Russell is full of praise for John Dewey as a person and as a philosopher, and regrets that he cannot agree with everything that Dewey says, even though he would like to. Dewey was another of the protagonists for the theory of instrumentalism. Like James, Dewey criticised the traditional notion of ‘truth’ as something that is perfect, static and final. According to this notion mathematics is given high regard – two plus two will always equal four. In religious terms, truth is traditionally identified with the knowledge of God, i.e. having an appreciation of what God’s thoughts are through increased understanding of the nature of God. Dewey’s perspective is biological, and he considers thought to be an evolutionary process. Truth is defined in terms of inquiry, i.e. truth is what we would believe to be correct, given sufficient inquiry. This leads us needing to define what inquiry is. According to Russell’s interpretation, inquiry is the process of mutual adjustment between an organism (e.g. person) and its environment such that the relationship between the two is satisfactory to the organism, as long as the adjustment is mainly on the part of the organism. To give Russell’s analogy, during a battle a General seeks to alter their environment, i.e. the enemy, so this is not inquiry. Before the battle, the General carries out reconnaissance of the enemy and their battle preparations, and makes counter preparations. This process is more about adapting one’s own plans rather than the environment so can be considered as inquiry. 

For Dewey, there is no such thing as absolute truth or falsehood; rather, there are degrees of truth. Therefore, we can only say that we believe things to be true or false, with different degrees of certainty. So far this is not very controversial. The controversy comes from Dewey’s refusal to accept the concept of objective facts which are always true. He does not classify beliefs as being true or false, but rather good or bad, and this is dependent on whether they have good or bad effects. This idea has several consequences for our conception of truth. It means that things are ever changing as their effects change – something which was bad in the past could be good in the future, and vice versa. Truth also becomes subjective – what is good for one person may be bad for another. It also means that we cannot determine whether something is true until we’ve understood whether its consequences are good or bad for us. Russell highlights the potential for absurdity using a typically practical and specific example: how should we answer if asked whether we had coffee with our breakfast?
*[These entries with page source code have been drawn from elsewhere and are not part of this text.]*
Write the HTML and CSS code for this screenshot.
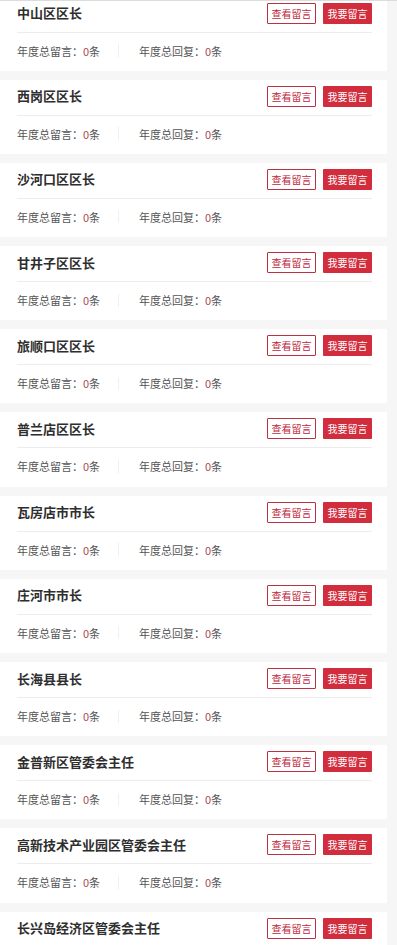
FILE: index.html
```html
<!DOCTYPE html>
<html lang="zh-CN">
<head>
<meta charset="utf-8">
<title>领导留言</title>
<link rel="stylesheet" href="styles.css">
</head>
<body>
<div class="topline"></div>
<div class="list">
  <div class="card"><div class="head"><span class="name">中山区区长</span><span class="btn btn-outline">查看留言</span><span class="btn btn-fill">我要留言</span></div><div class="stats"><span class="stat">年度总留言：<em>0</em>条</span><span class="sep"></span><span class="stat">年度总回复：<em>0</em>条</span></div></div>
  <div class="card"><div class="head"><span class="name">西岗区区长</span><span class="btn btn-outline">查看留言</span><span class="btn btn-fill">我要留言</span></div><div class="stats"><span class="stat">年度总留言：<em>0</em>条</span><span class="sep"></span><span class="stat">年度总回复：<em>0</em>条</span></div></div>
  <div class="card"><div class="head"><span class="name">沙河口区区长</span><span class="btn btn-outline">查看留言</span><span class="btn btn-fill">我要留言</span></div><div class="stats"><span class="stat">年度总留言：<em>0</em>条</span><span class="sep"></span><span class="stat">年度总回复：<em>0</em>条</span></div></div>
  <div class="card"><div class="head"><span class="name">甘井子区区长</span><span class="btn btn-outline">查看留言</span><span class="btn btn-fill">我要留言</span></div><div class="stats"><span class="stat">年度总留言：<em>0</em>条</span><span class="sep"></span><span class="stat">年度总回复：<em>0</em>条</span></div></div>
  <div class="card"><div class="head"><span class="name">旅顺口区区长</span><span class="btn btn-outline">查看留言</span><span class="btn btn-fill">我要留言</span></div><div class="stats"><span class="stat">年度总留言：<em>0</em>条</span><span class="sep"></span><span class="stat">年度总回复：<em>0</em>条</span></div></div>
  <div class="card"><div class="head"><span class="name">普兰店区区长</span><span class="btn btn-outline">查看留言</span><span class="btn btn-fill">我要留言</span></div><div class="stats"><span class="stat">年度总留言：<em>0</em>条</span><span class="sep"></span><span class="stat">年度总回复：<em>0</em>条</span></div></div>
  <div class="card"><div class="head"><span class="name">瓦房店市市长</span><span class="btn btn-outline">查看留言</span><span class="btn btn-fill">我要留言</span></div><div class="stats"><span class="stat">年度总留言：<em>0</em>条</span><span class="sep"></span><span class="stat">年度总回复：<em>0</em>条</span></div></div>
  <div class="card"><div class="head"><span class="name">庄河市市长</span><span class="btn btn-outline">查看留言</span><span class="btn btn-fill">我要留言</span></div><div class="stats"><span class="stat">年度总留言：<em>0</em>条</span><span class="sep"></span><span class="stat">年度总回复：<em>0</em>条</span></div></div>
  <div class="card"><div class="head"><span class="name">长海县县长</span><span class="btn btn-outline">查看留言</span><span class="btn btn-fill">我要留言</span></div><div class="stats"><span class="stat">年度总留言：<em>0</em>条</span><span class="sep"></span><span class="stat">年度总回复：<em>0</em>条</span></div></div>
  <div class="card"><div class="head"><span class="name">金普新区管委会主任</span><span class="btn btn-outline">查看留言</span><span class="btn btn-fill">我要留言</span></div><div class="stats"><span class="stat">年度总留言：<em>0</em>条</span><span class="sep"></span><span class="stat">年度总回复：<em>0</em>条</span></div></div>
  <div class="card"><div class="head"><span class="name">高新技术产业园区管委会主任</span><span class="btn btn-outline">查看留言</span><span class="btn btn-fill">我要留言</span></div><div class="stats"><span class="stat">年度总留言：<em>0</em>条</span><span class="sep"></span><span class="stat">年度总回复：<em>0</em>条</span></div></div>
  <div class="card"><div class="head"><span class="name">长兴岛经济区管委会主任</span><span class="btn btn-outline">查看留言</span><span class="btn btn-fill">我要留言</span></div><div class="stats"><span class="stat">年度总留言：<em>0</em>条</span><span class="sep"></span><span class="stat">年度总回复：<em>0</em>条</span></div></div>
</div>
</body>
</html>
```
FILE: styles.css
```css
html, body {
  margin: 0;
  padding: 0;
  background: #f6f6f6;
  font-family: "Noto Sans CJK SC", "Noto Sans", sans-serif;
  height: 945px;
  overflow: hidden;
}
.topline {
  position: relative;
  z-index: 1;
  height: 1px;
  background: #dcdcdc;
}
.list {
  margin-top: -4.5px;
  padding-right: 10px;
  display: flex;
  flex-direction: column;
  gap: 9px;
}
.card {
  flex: none;
  background: #fff;
  height: 74.2px;
  padding: 0 15px 0 17px;
  overflow: hidden;
}
.head {
  display: flex;
  align-items: center;
  padding: 6px 0 8px;
  border-bottom: 1px solid #ececec;
}
.name {
  flex: 1;
  font-size: 13px;
  font-weight: 700;
  color: #2e2e2e;
  line-height: 20px;
}
.btn {
  box-sizing: border-box;
  width: 49px;
  height: 21px;
  display: flex;
  align-items: center;
  justify-content: center;
  font-size: 10px;
  border-radius: 1px;
}
.btn-outline {
  border: 1px solid #b8323f;
  color: #c0283a;
  background: #fff;
}
.btn-fill {
  margin-left: 7px;
  background: #d12d3d;
  color: #fff;
}
.stats {
  display: flex;
  align-items: center;
  padding: 10px 0 0;
  font-size: 11px;
  line-height: 16px;
  color: #555;
}
.stat {
  white-space: nowrap;
}
.stat:first-child {
  width: 101px;
}
.stat em {
  font-style: normal;
  color: #a84b58;
}
.sep {
  width: 1px;
  height: 13px;
  background: #f0f0f0;
  margin-right: 20px;
}
```
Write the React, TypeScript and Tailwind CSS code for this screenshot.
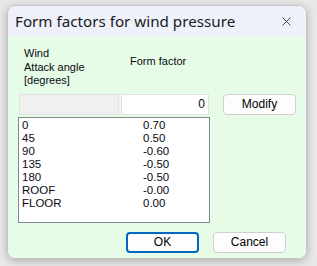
import { X } from 'lucide-react';

const rows: [string, string][] = [
  ['0', '0.70'],
  ['45', '0.50'],
  ['90', '-0.60'],
  ['135', '-0.50'],
  ['180', '-0.50'],
  ['ROOF', '-0.00'],
  ['FLOOR', '0.00'],
];

function DlgButton({ label, primary }: { label: string; primary?: boolean }) {
  return (
    <button
      className={
        'w-[73px] h-[21px] rounded-[4px] bg-[#fdfdfd] text-[12px] leading-none text-black ' +
        (primary ? 'border-2 border-[#0067c0]' : 'border border-[#d0d0d0]')
      }
    >
      {label}
    </button>
  );
}

export default function App() {
  return (
    <div className="w-[317px] h-[266px] bg-[#e8e8e8] pt-[5px] pl-[7px] font-['Liberation_Sans',Arial,sans-serif]">
      <div className="w-[300px] h-[254px] rounded-[8px] border border-[#c4c4c4] overflow-hidden flex flex-col shadow-[0_2px_8px_rgba(0,0,0,0.25)]">
        {/* title bar */}
        <div className="h-[30px] bg-[#eef1fa] flex items-center justify-between pl-[7px] pr-[12px]">
          <span className="text-[15.2px] text-[#1a1a1a] font-['Noto_Sans',sans-serif]">
            Form factors for wind pressure
          </span>
          <X size={15} strokeWidth={1.3} className="text-[#222]" />
        </div>

        {/* body */}
        <div className="flex-1 bg-[#e6fce6] pl-[10px] pt-[11px] text-[11px] text-[#0a0a14]">
          <div className="flex leading-[13.5px]">
            <div className="w-[112px] pl-[6px]">
              <div>Wind</div>
              <div>Attack angle</div>
              <div>[degrees]</div>
            </div>
            <div className="pt-[8px]">Form factor</div>
          </div>

          <div className="flex mt-[6px] gap-[13px]">
            <div className="w-[192px] flex flex-col">
              <div className="flex gap-[2px] pl-[1px]">
                <div className="w-[100px] h-[21px] bg-[#f0f0f0] border border-[#e2e2e2]" />
                <div className="w-[88px] h-[21px] bg-white border border-[#e2e2e2] flex items-center justify-end pr-[3px] text-[12px]">
                  0
                </div>
              </div>
              <div className="mt-[2px] h-[106px] bg-white border border-[#828790] pl-[3px] pt-[1px] text-[11.5px] leading-[13px]">
                {rows.map(([a, v]) => (
                  <div key={a} className="flex">
                    <span className="w-[121px]">{a}</span>
                    <span>{v}</span>
                  </div>
                ))}
              </div>
            </div>
            <div>
              <DlgButton label="Modify" />
            </div>
          </div>

          <div className="flex gap-[14px] mt-[9px] pl-[108px]">
            <DlgButton label="OK" primary />
            <DlgButton label="Cancel" />
          </div>
        </div>
      </div>
    </div>
  );
}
Instrumentalism is an idea full of confidence and optimism, and no doubt influenced by contemporary social circumstances, conceived as it was while America was on the rise. If you do not like that something is true or false, most people would say that there is nothing humans can do to make it otherwise. Instrumentalism says that we should not despair, and that with sufficient thought and power one can change the world, through inquiry, such that our relationship to the world is satisfactory. Russell ends with a note of caution. Throughout most of history humans have thought that the concept of ‘truth’ is dependent on facts that are outside of human control and this has retained an element of humility within philosophy. Starting in the 19th century along came philosophies centred on power and action. In Russell’s words, “man, formally too humble, begins to think of himself as almost a God”.